=== Goal ===
From the listing below, extract each line containing the string "components".

Start of Supplied data

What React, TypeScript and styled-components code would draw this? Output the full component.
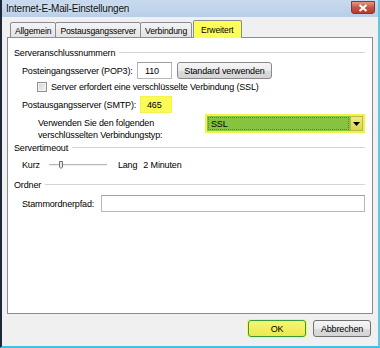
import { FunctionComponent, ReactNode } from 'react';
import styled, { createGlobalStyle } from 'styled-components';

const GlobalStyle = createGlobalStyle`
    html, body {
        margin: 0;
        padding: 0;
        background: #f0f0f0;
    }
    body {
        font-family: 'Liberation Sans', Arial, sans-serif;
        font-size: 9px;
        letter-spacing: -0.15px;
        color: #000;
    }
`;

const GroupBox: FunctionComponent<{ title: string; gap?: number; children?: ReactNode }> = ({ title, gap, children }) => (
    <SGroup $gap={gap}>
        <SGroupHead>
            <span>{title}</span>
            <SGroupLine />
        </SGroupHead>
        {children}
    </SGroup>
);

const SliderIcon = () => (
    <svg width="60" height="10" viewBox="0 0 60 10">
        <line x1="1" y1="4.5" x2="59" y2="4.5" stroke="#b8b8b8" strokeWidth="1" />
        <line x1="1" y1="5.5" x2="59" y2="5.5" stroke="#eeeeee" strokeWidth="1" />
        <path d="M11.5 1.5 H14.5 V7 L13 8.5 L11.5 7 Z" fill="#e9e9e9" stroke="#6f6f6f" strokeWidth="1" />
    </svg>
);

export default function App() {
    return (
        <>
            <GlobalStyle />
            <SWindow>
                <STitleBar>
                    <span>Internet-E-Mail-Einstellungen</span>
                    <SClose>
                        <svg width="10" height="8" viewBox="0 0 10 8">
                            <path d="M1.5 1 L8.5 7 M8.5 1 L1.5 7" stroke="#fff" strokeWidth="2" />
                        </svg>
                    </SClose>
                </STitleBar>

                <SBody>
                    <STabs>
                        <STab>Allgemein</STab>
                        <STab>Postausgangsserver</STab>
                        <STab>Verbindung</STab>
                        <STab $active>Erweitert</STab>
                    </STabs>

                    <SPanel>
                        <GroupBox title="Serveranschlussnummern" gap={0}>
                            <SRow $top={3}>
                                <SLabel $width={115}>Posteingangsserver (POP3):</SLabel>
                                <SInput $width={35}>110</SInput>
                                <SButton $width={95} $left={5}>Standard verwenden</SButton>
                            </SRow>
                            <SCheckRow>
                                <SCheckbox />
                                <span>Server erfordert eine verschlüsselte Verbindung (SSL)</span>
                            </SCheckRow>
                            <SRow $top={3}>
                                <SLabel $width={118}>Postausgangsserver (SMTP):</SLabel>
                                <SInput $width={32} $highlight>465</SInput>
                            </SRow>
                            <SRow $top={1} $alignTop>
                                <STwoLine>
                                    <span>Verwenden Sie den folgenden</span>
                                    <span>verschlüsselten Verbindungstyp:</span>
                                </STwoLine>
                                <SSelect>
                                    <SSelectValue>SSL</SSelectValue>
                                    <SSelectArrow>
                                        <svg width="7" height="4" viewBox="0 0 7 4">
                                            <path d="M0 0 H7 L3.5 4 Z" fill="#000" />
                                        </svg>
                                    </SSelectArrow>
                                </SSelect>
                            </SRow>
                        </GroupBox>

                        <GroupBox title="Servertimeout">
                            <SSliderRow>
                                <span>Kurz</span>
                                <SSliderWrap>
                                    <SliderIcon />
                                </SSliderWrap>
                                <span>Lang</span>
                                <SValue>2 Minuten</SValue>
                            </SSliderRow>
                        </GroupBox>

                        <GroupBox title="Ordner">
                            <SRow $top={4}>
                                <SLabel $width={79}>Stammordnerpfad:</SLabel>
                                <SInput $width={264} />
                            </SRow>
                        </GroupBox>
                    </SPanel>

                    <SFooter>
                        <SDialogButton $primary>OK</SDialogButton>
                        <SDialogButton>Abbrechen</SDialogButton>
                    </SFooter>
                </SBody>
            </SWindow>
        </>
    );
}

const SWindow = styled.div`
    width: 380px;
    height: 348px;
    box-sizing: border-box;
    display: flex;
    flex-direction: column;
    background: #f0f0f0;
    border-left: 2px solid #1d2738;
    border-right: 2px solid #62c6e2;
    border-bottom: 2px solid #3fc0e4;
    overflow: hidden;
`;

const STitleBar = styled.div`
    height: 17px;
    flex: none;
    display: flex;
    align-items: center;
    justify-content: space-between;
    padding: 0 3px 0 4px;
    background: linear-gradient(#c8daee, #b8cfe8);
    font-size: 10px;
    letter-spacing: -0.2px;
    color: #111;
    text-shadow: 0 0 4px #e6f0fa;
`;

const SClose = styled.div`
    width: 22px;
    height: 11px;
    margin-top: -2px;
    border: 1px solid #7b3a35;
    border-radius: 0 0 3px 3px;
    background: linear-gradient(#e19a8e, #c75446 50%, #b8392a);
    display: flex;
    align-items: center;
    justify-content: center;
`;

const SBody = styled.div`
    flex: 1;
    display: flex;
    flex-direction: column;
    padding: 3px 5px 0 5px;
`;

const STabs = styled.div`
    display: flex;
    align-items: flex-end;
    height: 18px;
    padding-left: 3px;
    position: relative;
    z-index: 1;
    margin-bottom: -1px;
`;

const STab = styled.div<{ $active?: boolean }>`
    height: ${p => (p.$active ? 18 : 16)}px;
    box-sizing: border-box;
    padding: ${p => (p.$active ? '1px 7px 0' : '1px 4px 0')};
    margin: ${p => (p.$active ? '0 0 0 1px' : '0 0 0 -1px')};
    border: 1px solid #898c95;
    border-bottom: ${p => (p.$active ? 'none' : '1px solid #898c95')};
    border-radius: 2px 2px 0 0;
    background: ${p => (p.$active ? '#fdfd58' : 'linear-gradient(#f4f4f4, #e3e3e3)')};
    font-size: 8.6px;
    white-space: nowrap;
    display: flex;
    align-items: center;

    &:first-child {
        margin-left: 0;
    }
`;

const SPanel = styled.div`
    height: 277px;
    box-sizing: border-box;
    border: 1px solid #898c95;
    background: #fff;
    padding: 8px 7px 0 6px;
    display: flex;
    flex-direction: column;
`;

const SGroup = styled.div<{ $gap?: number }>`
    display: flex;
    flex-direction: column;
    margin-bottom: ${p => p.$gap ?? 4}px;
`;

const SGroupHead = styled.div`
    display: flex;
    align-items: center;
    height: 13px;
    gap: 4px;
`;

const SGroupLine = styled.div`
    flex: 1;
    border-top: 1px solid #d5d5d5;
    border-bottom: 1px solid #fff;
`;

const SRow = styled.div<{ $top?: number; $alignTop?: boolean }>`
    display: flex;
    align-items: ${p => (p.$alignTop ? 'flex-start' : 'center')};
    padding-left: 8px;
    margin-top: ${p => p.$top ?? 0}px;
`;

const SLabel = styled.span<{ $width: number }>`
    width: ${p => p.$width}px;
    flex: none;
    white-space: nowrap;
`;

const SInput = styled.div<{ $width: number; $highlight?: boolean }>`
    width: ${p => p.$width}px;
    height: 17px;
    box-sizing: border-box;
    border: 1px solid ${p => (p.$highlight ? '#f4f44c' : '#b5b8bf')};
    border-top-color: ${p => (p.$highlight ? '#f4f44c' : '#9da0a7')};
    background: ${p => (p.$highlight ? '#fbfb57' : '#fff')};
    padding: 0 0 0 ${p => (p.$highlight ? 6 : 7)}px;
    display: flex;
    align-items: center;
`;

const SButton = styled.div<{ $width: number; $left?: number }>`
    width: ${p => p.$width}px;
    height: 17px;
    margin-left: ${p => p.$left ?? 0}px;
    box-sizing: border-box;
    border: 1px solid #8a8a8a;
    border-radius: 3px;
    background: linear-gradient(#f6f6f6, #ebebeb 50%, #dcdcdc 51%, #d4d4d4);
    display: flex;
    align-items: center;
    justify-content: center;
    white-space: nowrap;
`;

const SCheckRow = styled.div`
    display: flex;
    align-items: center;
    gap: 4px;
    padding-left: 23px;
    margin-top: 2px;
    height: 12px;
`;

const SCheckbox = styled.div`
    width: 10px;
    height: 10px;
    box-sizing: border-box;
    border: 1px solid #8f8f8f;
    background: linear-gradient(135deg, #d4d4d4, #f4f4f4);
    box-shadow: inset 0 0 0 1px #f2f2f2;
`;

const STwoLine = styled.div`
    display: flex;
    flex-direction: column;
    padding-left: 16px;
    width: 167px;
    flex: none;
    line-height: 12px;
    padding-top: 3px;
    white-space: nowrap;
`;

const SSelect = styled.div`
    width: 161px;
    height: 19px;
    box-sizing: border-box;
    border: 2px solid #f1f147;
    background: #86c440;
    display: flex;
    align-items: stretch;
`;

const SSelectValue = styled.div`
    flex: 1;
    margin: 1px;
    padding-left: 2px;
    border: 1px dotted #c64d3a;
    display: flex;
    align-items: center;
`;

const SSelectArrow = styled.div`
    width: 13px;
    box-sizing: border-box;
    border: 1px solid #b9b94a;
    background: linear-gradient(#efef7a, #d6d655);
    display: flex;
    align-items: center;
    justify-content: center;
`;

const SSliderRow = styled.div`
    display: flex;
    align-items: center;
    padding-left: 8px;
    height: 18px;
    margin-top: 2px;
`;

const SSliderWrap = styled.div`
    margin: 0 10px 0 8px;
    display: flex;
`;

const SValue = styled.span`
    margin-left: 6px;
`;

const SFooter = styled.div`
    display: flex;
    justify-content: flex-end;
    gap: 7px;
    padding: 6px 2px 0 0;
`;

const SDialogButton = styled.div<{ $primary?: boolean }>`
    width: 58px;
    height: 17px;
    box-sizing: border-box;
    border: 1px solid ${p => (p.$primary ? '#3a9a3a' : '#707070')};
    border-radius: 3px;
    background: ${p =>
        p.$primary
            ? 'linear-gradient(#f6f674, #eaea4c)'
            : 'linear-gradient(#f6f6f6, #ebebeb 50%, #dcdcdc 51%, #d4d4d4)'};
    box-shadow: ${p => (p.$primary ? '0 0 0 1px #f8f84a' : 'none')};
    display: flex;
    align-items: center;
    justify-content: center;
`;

End of Supplied data

=== Reply to the exercise ===
What React, TypeScript and styled-components code would draw this? Output the full component.
import styled, { createGlobalStyle } from 'styled-components';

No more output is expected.